11.17.17

Daines Fights for Montana Agriculture

U.S. SENATE —U.S. Senator Steve Daines today led seven Senators from the Northern Plains and Pacific Northwest in sending a letter to United States Department of Agriculture (USDA) Secretary Sonny Perdue and United States Trade Representative (USTR) Robert Lighthizer, urging them to address India’s unfair trade practices affecting American dry pea producers.

The letter calls on Indian Prime Minister Modi to reverse or delay the implementation of a 50 percent tariff on all dry pea imports and requests that until such actions are taken, USDA take appropriate steps to mitigate the negative impacts of the tariff on farmers.  

“India is the top export market for U.S. dry peas,” the Members wrote. “Unless this decision is reversed or mitigated, it will have a devastating impact on the U.S. dry pea industry.

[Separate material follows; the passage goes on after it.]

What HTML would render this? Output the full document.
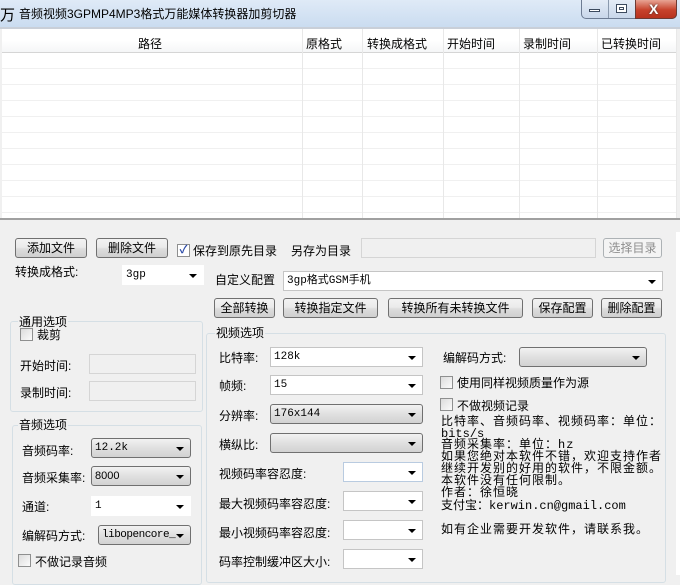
<!DOCTYPE html>
<html><head><meta charset="utf-8"><style>
*{margin:0;padding:0;box-sizing:border-box}
body{width:680px;height:575px;overflow:hidden;background:#f0f0f0;font-family:"Liberation Sans","Noto Sans CJK SC",sans-serif;font-size:12px;color:#000;position:relative}
.a{position:absolute;white-space:nowrap}
.title{left:0;top:0;width:680px;height:27px;background:linear-gradient(#dfeaf7,#cadcf0);}
.btn{position:absolute;height:20px;border:1px solid #707070;border-radius:3px;background:linear-gradient(#f2f2f2 0%,#ebebeb 45%,#dddddd 55%,#cfcfcf 100%);text-align:center;line-height:18px;font-size:12px}
.inp{position:absolute;background:#fff;border:1px solid #abadb3;}
.dis{background:#f0f0f0;border:1px solid #d5d5d5}
.sel{position:absolute;background:#fff;border:1px solid #c5c5c5;font-family:"Liberation Mono","Noto Sans CJK SC",monospace;font-size:11px;line-height:18px;padding-left:3px}
.sel:after{content:"";position:absolute;right:6px;top:8px;border-left:4px solid transparent;border-right:4px solid transparent;border-top:4px solid #000}
.gs{background:linear-gradient(#f2f2f2,#e0e0e0 50%,#d2d2d2);border:1px solid #707070;border-radius:3px}
.cb{position:absolute;width:13px;height:13px;border:1px solid #8e8f8f;background:linear-gradient(135deg,#dcdcdc,#fbfbfb)}
.grp{position:absolute;border:1px solid #d5dfe5;border-radius:3px}
.lbl{position:absolute;background:#f0f0f0;padding:0 1px}
.info{position:absolute;left:441px;font-family:"Liberation Mono","Noto Sans CJK SC",monospace;font-size:12px;line-height:12px;white-space:nowrap;letter-spacing:1px}
.info.m{letter-spacing:0}
</style></head><body>
<div class="a title"></div>
<div class="a" style="left:0;top:4px;font-size:15px;font-family:'Noto Sans CJK SC',sans-serif">万</div>
<div class="a" style="left:19px;top:5px;font-size:12px">音频视频3GPMP4MP3格式万能媒体转换器加剪切器</div>
<div class="a" style="left:581px;top:0;width:96px;height:19px;border:1px solid #6d7c93;border-top:none;border-radius:0 0 5px 5px;background:linear-gradient(#e4ecf6,#c9d7ea)"></div>
<div class="a" style="left:608px;top:0;width:1px;height:18px;background:#8a99ad"></div>
<div class="a" style="left:635px;top:0;width:42px;height:19px;border-radius:0 0 5px 0;background:linear-gradient(#e8a494,#c7422c 55%,#b8321e);border:1px solid #6d3a33;border-top:none"></div>
<div class="a" style="left:589px;top:9px;width:11px;height:3px;border:1px solid #3c4a5e;background:#fff"></div>
<div class="a" style="left:616px;top:4px;width:11px;height:9px;border:1px solid #3c4a5e;background:#fff"><div style="margin:2px;height:3px;border:1px solid #3c4a5e"></div></div>
<div class="a" style="left:649px;top:1px;color:#fff;font-weight:bold;font-size:14px;text-shadow:0 0 2px #333">X</div>
<!-- list -->
<div class="a" style="left:0;top:27px;width:680px;height:2px;background:#c9cfd8"></div>
<div class="a" style="left:2px;top:29px;width:675px;height:24px;background:linear-gradient(#fff,#fff 50%,#f5f6f7);border-bottom:1px solid #d5d5d5"></div>
<div class="a" style="left:2px;top:53px;width:675px;height:165px;background:repeating-linear-gradient(#fff 0 15px,#f0f0f0 15px 16px)"></div>
<div class="a" style="left:302px;top:29px;width:1px;height:189px;background:#e8e8e8"></div>
<div class="a" style="left:362px;top:29px;width:1px;height:189px;background:#e8e8e8"></div>
<div class="a" style="left:443px;top:29px;width:1px;height:189px;background:#e8e8e8"></div>
<div class="a" style="left:519px;top:29px;width:1px;height:189px;background:#e8e8e8"></div>
<div class="a" style="left:597px;top:29px;width:1px;height:189px;background:#e8e8e8"></div>
<div class="a" style="left:676px;top:29px;width:1px;height:189px;background:#e8e8e8"></div>
<div class="a" style="left:138px;top:35px">路径</div>
<div class="a" style="left:306px;top:35px">原格式</div>
<div class="a" style="left:367px;top:35px">转换成格式</div>
<div class="a" style="left:447px;top:35px">开始时间</div>
<div class="a" style="left:523px;top:35px">录制时间</div>
<div class="a" style="left:601px;top:35px">已转换时间</div>
<div class="a" style="left:0;top:218px;width:680px;height:2px;background:#a0a0a0"></div>
<div class="a" style="left:676px;top:232px;width:4px;height:343px;background:#fff"></div>
<!-- row 1 -->
<div class="btn" style="left:15px;top:238px;width:72px">添加文件</div>
<div class="btn" style="left:96px;top:238px;width:72px">删除文件</div>
<div class="cb" style="left:177px;top:244px;background:#fff;color:#2b4aa8;font-size:11px;line-height:11px;text-align:center;font-weight:bold">✓</div>
<div class="a" style="left:193px;top:242px">保存到原先目录</div>
<div class="a" style="left:291px;top:242px">另存为目录</div>
<div class="inp dis" style="left:361px;top:238px;width:235px;height:20px"></div>
<div class="btn" style="left:603px;top:238px;width:59px;color:#8d8d8d;border-color:#adb2b5;background:#f4f4f4">选择目录</div>
<div class="a" style="left:15px;top:263px">转换成格式:</div>
<div class="sel" style="left:122px;top:265px;width:82px;height:20px;border-color:#fff">3gp</div>
<div class="a" style="left:215px;top:271px">自定义配置</div>
<div class="sel" style="left:283px;top:271px;width:380px;height:20px">3gp格式GSM手机</div>
<div class="btn" style="left:214px;top:298px;width:61px">全部转换</div>
<div class="btn" style="left:283px;top:298px;width:95px">转换指定文件</div>
<div class="btn" style="left:388px;top:298px;width:135px">转换所有未转换文件</div>
<div class="btn" style="left:532px;top:298px;width:61px">保存配置</div>
<div class="btn" style="left:601px;top:298px;width:61px">删除配置</div>
<!-- general -->
<div class="grp" style="left:10px;top:321px;width:193px;height:91px"></div>
<div class="lbl" style="left:18px;top:313px">通用选项</div>
<div class="cb" style="left:20px;top:328px"></div>
<div class="a" style="left:37px;top:326px">裁剪</div>
<div class="a" style="left:20px;top:357px">开始时间:</div>
<div class="inp dis" style="left:89px;top:354px;width:107px;height:20px"></div>
<div class="a" style="left:20px;top:384px">录制时间:</div>
<div class="inp dis" style="left:89px;top:381px;width:107px;height:20px"></div>
<!-- audio -->
<div class="grp" style="left:12px;top:425px;width:190px;height:160px"></div>
<div class="lbl" style="left:18px;top:416px">音频选项</div>
<div class="a" style="left:22px;top:442px">音频码率:</div>
<div class="sel gs" style="left:91px;top:438px;width:100px;height:20px">12.2k</div>
<div class="a" style="left:22px;top:469px">音频采集率:</div>
<div class="sel gs" style="left:91px;top:466px;width:100px;height:20px;font-family:'Liberation Sans',sans-serif">8000</div>
<div class="a" style="left:22px;top:498px">通道:</div>
<div class="sel" style="left:91px;top:496px;width:100px;height:20px;border-color:#fff">1</div>
<div class="a" style="left:22px;top:527px">编解码方式:</div>
<div class="sel gs" style="left:98px;top:525px;width:93px;height:20px;letter-spacing:-0.5px">libopencore_</div>
<div class="cb" style="left:18px;top:554px"></div>
<div class="a" style="left:35px;top:553px">不做记录音频</div>
<!-- video -->
<div class="grp" style="left:206px;top:333px;width:460px;height:250px"></div>
<div class="lbl" style="left:215px;top:324px">视频选项</div>
<div class="a" style="left:219px;top:349px">比特率:</div>
<div class="sel" style="left:270px;top:347px;width:153px;height:20px">128k</div>
<div class="a" style="left:219px;top:377px">帧频:</div>
<div class="sel" style="left:270px;top:375px;width:153px;height:20px">15</div>
<div class="a" style="left:219px;top:407px">分辨率:</div>
<div class="sel gs" style="left:270px;top:404px;width:153px;height:20px">176x144</div>
<div class="a" style="left:219px;top:436px">横纵比:</div>
<div class="sel gs" style="left:270px;top:433px;width:153px;height:20px"></div>
<div class="a" style="left:219px;top:465px">视频码率容忍度:</div>
<div class="sel" style="left:343px;top:462px;width:80px;height:20px;border-color:#b9cbe0"></div>
<div class="a" style="left:219px;top:495px">最大视频码率容忍度:</div>
<div class="sel" style="left:343px;top:491px;width:80px;height:20px"></div>
<div class="a" style="left:219px;top:524px">最小视频码率容忍度:</div>
<div class="sel" style="left:343px;top:520px;width:80px;height:20px"></div>
<div class="a" style="left:219px;top:553px">码率控制缓冲区大小:</div>
<div class="sel" style="left:343px;top:549px;width:80px;height:20px"></div>
<div class="a" style="left:443px;top:349px">编解码方式:</div>
<div class="sel gs" style="left:519px;top:347px;width:128px;height:20px"></div>
<div class="cb" style="left:440px;top:376px"></div>
<div class="a" style="left:457px;top:374px">使用同样视频质量作为源</div>
<div class="cb" style="left:440px;top:398px"></div>
<div class="a" style="left:457px;top:397px">不做视频记录</div>
<div class="info" style="top:416px">比特率、音频码率、视频码率：单位：</div>
<div class="info m" style="top:428px">bits/s</div>
<div class="info" style="top:439px">音频采集率：单位：hz</div>
<div class="info" style="top:451px">如果您绝对本软件不错，欢迎支持作者</div>
<div class="info" style="top:463px">继续开发别的好用的软件，不限金额。</div>
<div class="info" style="top:475px">本软件没有任何限制。</div>
<div class="info" style="top:487px">作者：徐恒晓</div>
<div class="info m" style="top:500px">支付宝：kerwin.cn@gmail.com</div>
<div class="info" style="top:524px">如有企业需要开发软件，请联系我。</div>
</body></html>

To mitigate these initial impacts, we urge that you request the Government of India to reverse its decision, or at least delay imposing it for 90 days to allow shipments under existing contracts to be delivered.”

The letter was also signed by Sens. Tester (MT), Risch (ID), Heitkamp (ND), Hoeven (ND), Cantwell (WA), Crapo (ID), and Murray (WA).

The letter is available below and to download HERE.

The Honorable Sonny Perdue                         The Honorable Robert Lighthizer

Secretary                                                         Ambassador

U.S. Department of Agriculture                      Office of the U.S. Trade Representative

1400 Independence Ave., S.W.                      600 17th St., N.W.

Washington, D.C. 20250                                Washington, D.C. 20508

Dear Secretary Perdue and Ambassador Lighthizer:

We write to request your assistance in addressing a serious market disruption that is affecting U.S. dry pea producers and processors in the Pacific Northwest and Northern Plains. On November 8, 2017, the Government of India announced that all imports of dry peas will be subject to a 50 percent tariff, effective immediately, including shipments under contract and in transit. India is the top export market for U.S. dry peas, purchasing an average of 200,000 tons, or 30 percent of U.S. exports, per year. Unless this decision is reversed or mitigated, it will have a devastating impact on the U.S. dry pea industry.

The imposition of such an increase without notice has caused cash dry pea prices to collapse in the United States. Furthermore, exporters with shipments currently en route will suffer severe financial hardship when the tariff is applied to their product upon arrival. To mitigate these initial impacts, we urge that you request the Government of India to immediately reverse its decision, or at least delay imposing it for 90 days to allow shipments under existing contracts to be delivered. 

In the event India continues to impose this highly-disruptive trade measure, we ask the U.S. Department of Agriculture to use discretionary authorities, as appropriate, to purchase dry peas that otherwise would have been exported to India during the current marketing year. These authorities include 7 U.S.C. 612c (Section 32) to purchase surplus commodities that would otherwise depress domestic prices, and sales or donations under domestic or international food assistance programs.  

We look forward to working with you to mitigate the impact of this unanticipated and devastating action by the Government of India on U.S. dry pea producers and processors.